■ **Instructions for the task**:
From the listing that follows, output everything exactly except the pictures.

■ **Data provided**:

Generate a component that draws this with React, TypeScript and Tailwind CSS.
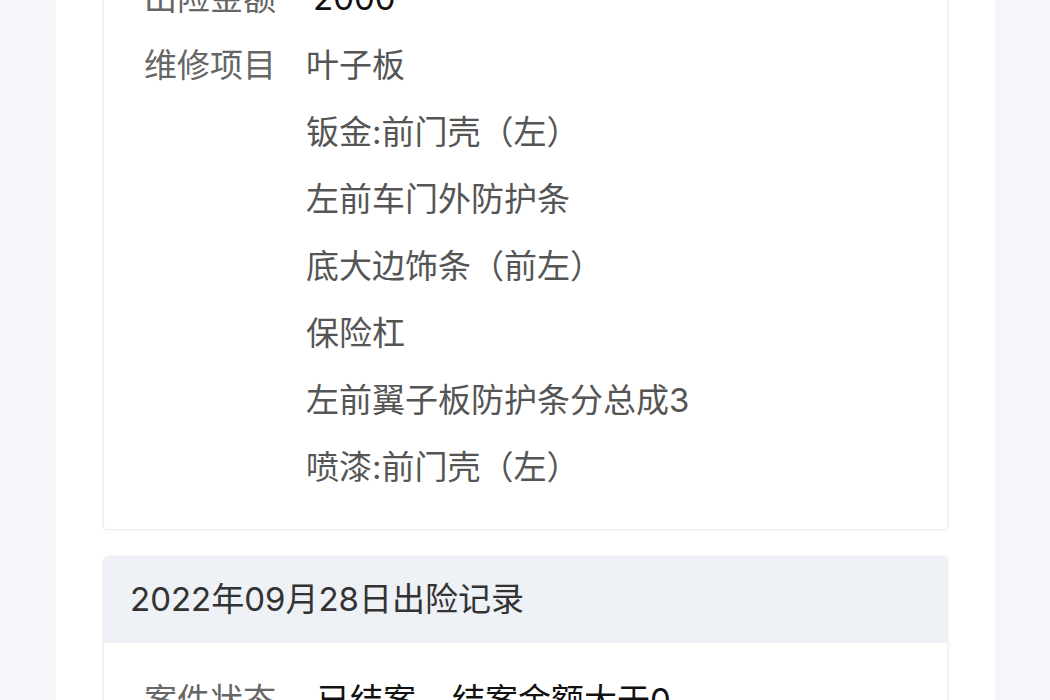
const repairItems = [
  "叶子板",
  "钣金:前门壳（左）",
  "左前车门外防护条",
  "底大边饰条（前左）",
  "保险杠",
  "左前翼子板防护条分总成3",
  "喷漆:前门壳（左）",
];

function Row({ label, children }: { label: string; children: React.ReactNode }) {
  return (
    <div className="flex leading-[67px]">
      <div className="w-[162px] shrink-0 text-[#666]">{label}</div>
      <div className="flex-1">{children}</div>
    </div>
  );
}

export default function App() {
  return (
    <div
      className="flex h-[700px] w-[1050px] overflow-hidden bg-white text-[33px]"
      style={{ fontFamily: 'Inter, "Noto Sans CJK SC", sans-serif' }}
    >
      <div className="w-[56px] shrink-0 bg-[#f5f6f9]" />

      <div className="flex-1 px-[47px]">
        <div className="-mt-[60px] rounded-[4px] border border-[#eceef1] bg-white pb-[28px] pl-[40px] pt-[24px] shadow-[0_0_4px_rgba(0,0,0,0.05)]">
          <Row label="出险金额">
            <span className="ml-[7px] text-[#111]">2000</span>
          </Row>
          <Row label="维修项目">
            <div className="flex flex-col text-[#555]">
              {repairItems.map((item) => (
                <span key={item}>{item}</span>
              ))}
            </div>
          </Row>
        </div>

        <div className="mt-[26px] overflow-hidden rounded-[6px] border border-[#eceef1] bg-white shadow-[0_0_4px_rgba(0,0,0,0.05)]">
          <div className="flex h-[86px] items-center bg-[#eef1f5] px-[26px] text-[#333]">
            2022年09月28日出险记录
          </div>
          <div className="pl-[40px] pt-[24px]">
            <div className="flex leading-[67px]">
              <div className="w-[173px] shrink-0 text-[#666]">案件状态</div>
              <div className="flex gap-[36px] text-[#111]">
                <span>已结案</span>
                <span>结案金额大于0</span>
              </div>
            </div>
          </div>
        </div>
      </div>

      <div className="w-[55px] shrink-0 bg-[#f5f6f9]" />
    </div>
  );
}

■ **Task answer**:
Generate a component that draws this with React, TypeScript and Tailwind CSS.
const repairItems = [
  "叶子板",
  "钣金:前门壳（左）",
  "左前车门外防护条",
  "底大边饰条（前左）",
  "保险杠",
  "左前翼子板防护条分总成3",
  "喷漆:前门壳（左）",
];

function Row({ label, children }: { label: string; children: React.ReactNode }) {
  return (
    <div className="flex leading-[67px]">
      <div className="w-[162px] shrink-0 text-[#666]">{label}</div>
      <div className="flex-1">{children}</div>
    </div>
  );
}

export default function App() {
  return (
    <div
      className="flex h-[700px] w-[1050px] overflow-hidden bg-white text-[33px]"
      style={{ fontFamily: 'Inter, "Noto Sans CJK SC", sans-serif' }}
    >
      <div className="w-[56px] shrink-0 bg-[#f5f6f9]" />

      <div className="flex-1 px-[47px]">
        <div className="-mt-[60px] rounded-[4px] border border-[#eceef1] bg-white pb-[28px] pl-[40px] pt-[24px] shadow-[0_0_4px_rgba(0,0,0,0.05)]">
          <Row label="出险金额">
            <span className="ml-[7px] text-[#111]">2000</span>
          </Row>
          <Row label="维修项目">
            <div className="flex flex-col text-[#555]">
              {repairItems.map((item) => (
                <span key={item}>{item}</span>
              ))}
            </div>
          </Row>
        </div>

        <div className="mt-[26px] overflow-hidden rounded-[6px] border border-[#eceef1] bg-white shadow-[0_0_4px_rgba(0,0,0,0.05)]">
          <div className="flex h-[86px] items-center bg-[#eef1f5] px-[26px] text-[#333]">
            2022年09月28日出险记录
          </div>
          <div className="pl-[40px] pt-[24px]">
            <div className="flex leading-[67px]">
              <div className="w-[173px] shrink-0 text-[#666]">案件状态</div>
              <div className="flex gap-[36px] text-[#111]">
                <span>已结案</span>
                <span>结案金额大于0</span>
              </div>
            </div>
          </div>
        </div>
      </div>

      <div className="w-[55px] shrink-0 bg-[#f5f6f9]" />
    </div>
  );
}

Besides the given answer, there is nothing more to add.